While Gonzales is a Mariners veteran, Eugenio Suárez joined the organization this spring in a big trade with Cincinnati. The slugging third baseman called making the playoffs in Seattle “a big honor” to be a part of.
“I’m so happy, so glad because they brought me to here to help the team make the playoffs and that’s why we celebrate here,” he said.
Suárez, who is known for his “Good Vibes Only” mentality, had quite the reaction to Raleigh’s home run.
“That made me crazy … That was big time,” he said.
Since acquiring veteran infielder Carlos Santana, the Mariners have celebrated with a group dance after wins. After Raleigh’s blast? The whole team and coaching staff joined in.

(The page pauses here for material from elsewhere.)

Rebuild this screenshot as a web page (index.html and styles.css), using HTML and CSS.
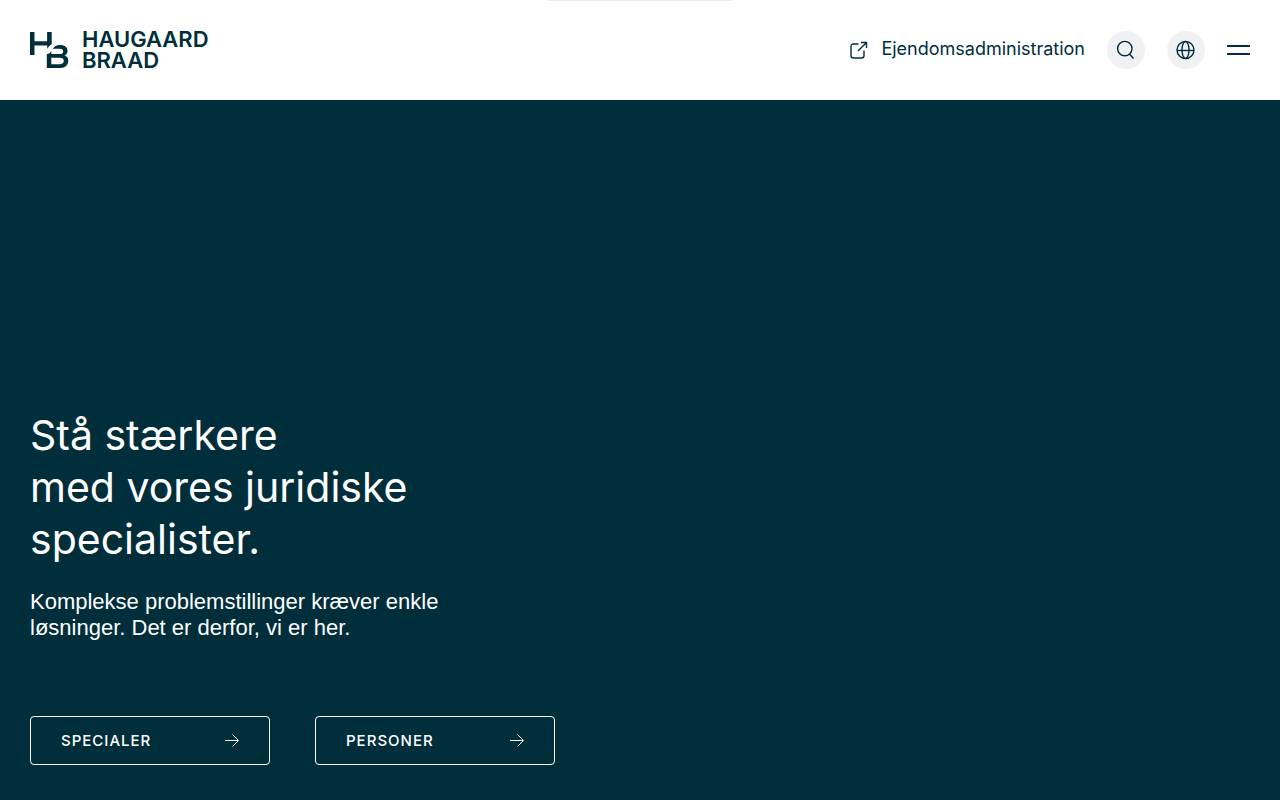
FILE: index.html
```html
<!DOCTYPE html>
<html lang="da">
<head>
  <meta charset="UTF-8">
  <meta name="viewport" content="width=device-width, initial-scale=1.0">
  <title>Haugaard Braad</title>
  <link rel="stylesheet" href="styles.css">
</head>
<body>

  <header class="header">
    <div class="tab"></div>

    <a class="logo" href="#">
      <svg class="logo-mark" viewBox="0 0 39 36" aria-hidden="true">
        <path d="M0 0H4.500V9.200H17.100V0H21.700V12.200C19.900 13.100 18.300 14.800 17.200 17.100V13.400H4.500V22.900H0z"/>
        <path fill-rule="evenodd" d="M16.800 36V22.300C18.800 21.900 20.300 20.700 21.300 19V22H29.600C31.900 22 33.200 21.100 33.200 19.400S31.900 16.800 29.600 16.800H23C24 14.400 26.500 13 30 13C35 13 37.500 15.200 37.500 18.800C37.500 21.100 36.500 22.700 34.500 23.500C36.900 24.300 38.300 26 38.300 28.600C38.300 33.100 35.300 36 30.200 36zM21.300 32.200H29.700C32.300 32.200 33.800 31 33.800 29S32.300 25.800 29.700 25.800H21.300z"/>
      </svg>
      <span class="logo-text">HAUGAARD<br>BRAAD</span>
    </a>

    <nav class="nav">
      <a class="nav-link" href="#">
        <svg class="icon-external" viewBox="0 0 18 18" aria-hidden="true">
          <path d="M8.500 3H3.500Q1 3 1 5.500V14.500Q1 17 3.500 17H11.500Q14 17 14 14.500V9.500M8 10L16.500 1.500M11 1.500H16.500V7"/>
        </svg>
        <span class="nav-text">Ejendomsadministration</span>
      </a>
      <button class="round" type="button" aria-label="Søg">
        <svg class="icon" viewBox="0 0 20 20" aria-hidden="true">
          <circle cx="8.800" cy="8.600" r="7.200"/>
          <path d="M13.500 14L17.500 18.500"/>
        </svg>
      </button>
      <button class="round" type="button" aria-label="Sprog">
        <svg class="icon" viewBox="0 0 20 20" aria-hidden="true">
          <circle cx="9.500" cy="10" r="8.500"/>
          <ellipse cx="9.500" cy="10" rx="3.500" ry="8.500"/>
          <path d="M1 10.500H18"/>
        </svg>
      </button>
      <button class="menu" type="button" aria-label="Menu"></button>
    </nav>
  </header>

  <main class="hero">
    <h1>Stå stærkere<br>med vores juridiske<br>specialister.</h1>
    <p>Komplekse problemstillinger kræver enkle<br>løsninger. Det er derfor, vi er her.</p>
    <div class="buttons">
      <a class="button" href="#">
        SPECIALER
        <svg class="arrow" viewBox="0 0 14 14" aria-hidden="true"><path d="M0 6.500H13M7.500 .5L13.500 6.500L7.500 12.500"/></svg>
      </a>
      <a class="button" href="#">
        PERSONER
        <svg class="arrow" viewBox="0 0 14 14" aria-hidden="true"><path d="M0 6.500H13M7.500 .5L13.500 6.500L7.500 12.500"/></svg>
      </a>
    </div>
  </main>

</body>
</html>
```
FILE: styles.css
```css
* {
  box-sizing: border-box;
}

body {
  display: flex;
  flex-direction: column;
  min-height: 100vh;
  margin: 0;
  background-color: #fff;
  color: #002e3b;
  font-family: Inter, "Liberation Sans", Arial, sans-serif;
}

a {
  color: inherit;
  text-decoration: none;
}

.header {
  position: relative;
  display: flex;
  align-items: center;
  justify-content: space-between;
  height: 100px;
  padding: 0 30px;
}

/* edge of the tab at the top of the page */
.tab {
  position: absolute;
  top: 0;
  left: 50%;
  width: 186px;
  height: 1px;
  margin-left: -93px;
  background-color: #e9eeed;
}

.logo {
  display: flex;
  align-items: center;
  gap: 13px;
}

.logo-mark {
  width: 39px;
  height: 36px;
  fill: #002e3b;
}

.logo-text {
  font-size: 22px;
  font-weight: 600;
  line-height: 21px;
}

.nav {
  display: flex;
  align-items: center;
  gap: 22px;
}

.nav-link {
  display: flex;
  align-items: center;
  gap: 13px;
  font-size: 18px;
}

.nav-text {
  padding-bottom: 3px;
}

.icon-external {
  width: 18px;
  height: 18px;
  fill: none;
  stroke: #002e3b;
  stroke-width: 1.4;
}

.round {
  display: flex;
  align-items: center;
  justify-content: center;
  width: 38px;
  height: 38px;
  padding: 0;
  border: none;
  border-radius: 50%;
  background-color: #f0f1f3;
  cursor: pointer;
}

.icon {
  width: 20px;
  height: 20px;
  fill: none;
  stroke: #002e3b;
  stroke-width: 1.4;
}

.menu {
  width: 23px;
  height: 10px;
  padding: 0;
  border: solid #002e3b;
  border-width: 2px 0;
  background: none;
  cursor: pointer;
}

.hero {
  display: flex;
  flex: 1;
  flex-direction: column;
  justify-content: flex-end;
  padding: 30px 30px 35px;
  background-color: #002e3b;
  color: #fff;
}

h1 {
  margin: 0 0 24px;
  font-size: 41px;
  font-weight: 400;
  line-height: 52px;
}

p {
  margin: 0 0 75px;
  font-family: "Liberation Sans", Arial, sans-serif;
  font-size: 22px;
  line-height: 26px;
}

.buttons {
  display: flex;
  flex-wrap: wrap;
  gap: 45px;
}

.button {
  display: flex;
  align-items: center;
  justify-content: space-between;
  width: 240px;
  height: 49px;
  padding: 0 30px;
  border: 1px solid #fff;
  border-radius: 4px;
  font-size: 15px;
  font-weight: 500;
  letter-spacing: 1px;
}

.arrow {
  width: 14px;
  height: 14px;
  fill: none;
  stroke: #fff;
}
```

THE BIGGEST DANCE KNOWN TO MAN pic.twitter.com/BOUWwRMlnY
— Brandon Gustafson (@TheBGustafson) October 1, 2022
“We are together. We’re family. It’s not only the players, it’s everybody,” Suárez said. “So that’s why we celebrate in the middle of the field.”
Someone who Friday night meant a lot to was reliever Matthew Boyd, a Seattle-area native who grew up rooting for the Mariners. He was traded to his hometown franchise at this year’s trade deadline and is now a member of the team that ended the playoff drought that hung over the organization for more than two decades.
“It’s hard to even put into words. This is amazing,” Boyd said. “The fact that we get to be here in this moment, it’s just like, it’s unreal. It’s so special. It’s a dream come true for a kid that grew up here.”
The Mariners already had a lengthy playoff drought when general manager/president of baseball operations Jerry Dipoto and staff kicked off a full-scale rebuild after just missing out on the postseason in 2018.
Dipoto and manager Scott Servais have stressed that making the postseason is just the beginning for this club, but he spoke at length about what ending the drought means.
“It’s amazing, but it’s just the next step. We set out to win a World Series and we want to win the World Series, and this is the first step,” Dipoto said. “I know the guys feel the same way. But you should celebrate the wins, and this is special. We’ve waited a long time, we worked hard, everybody contributed in so many ways … We deserve this moment and so does the city.”
The Mariners had yet to make the postseason in Dipoto’s first six years in Seattle, but the team came close a few times. The fans, Dipoto said, were always there.
“Our town shows up. They pour out and they support us and and right now we have a fun team to watch,” he said. “And I think we caught their attention, and it’s fun to be at the ballpark. And we’re having just as much fun as they are.”
Servais, rocking a backwards hat, goggles and drenched clothes, addressed the sellout crowd after the game well after Raleigh’s home run clinched the postseason berth.
“Every day when the game starts, I look up at those banners,” Servais said, pointing to Seattle’s banners celebrating AL West titles and AL Championship Series appearances. “We need to add another one. Yes, we’ve ended the drought, (but) this team’s just starting.”
🗣 LET'S PARTY pic.twitter.com/4UDSOdOm27
— Seattle Mariners (@Mariners) October 1, 2022
After lovingly shouting “Let’s party!” to the tens of thousands still packed at T-Mobile Park, Servais talked more about the banners to reporters.
“I came out here today and I went and sat in the upper deck by myself,” he said. ” … I went up there and just sat by myself. It was a perfect day here today. And I just start staring at the banners, and I said it needs to change. Today’s the day. And that’s what I meant. I felt it yesterday, we were gonna get it done tonight. And thank God we did.”
Servais said this group of Mariners players have bought in and have an incredible belief in one another.
“We have a group right now that believes in each other and what we’re doing and what we’re trying to do here,” he said. “And I said it earlier today, we have a lot of baseball yet ahead of us. So we did end the drought tonight, which is a very special feeling. There’s so many kids that grew up in the Pacific Northwest that don’t know anything about the Mariners being in the playoffs, and now we get to show them.”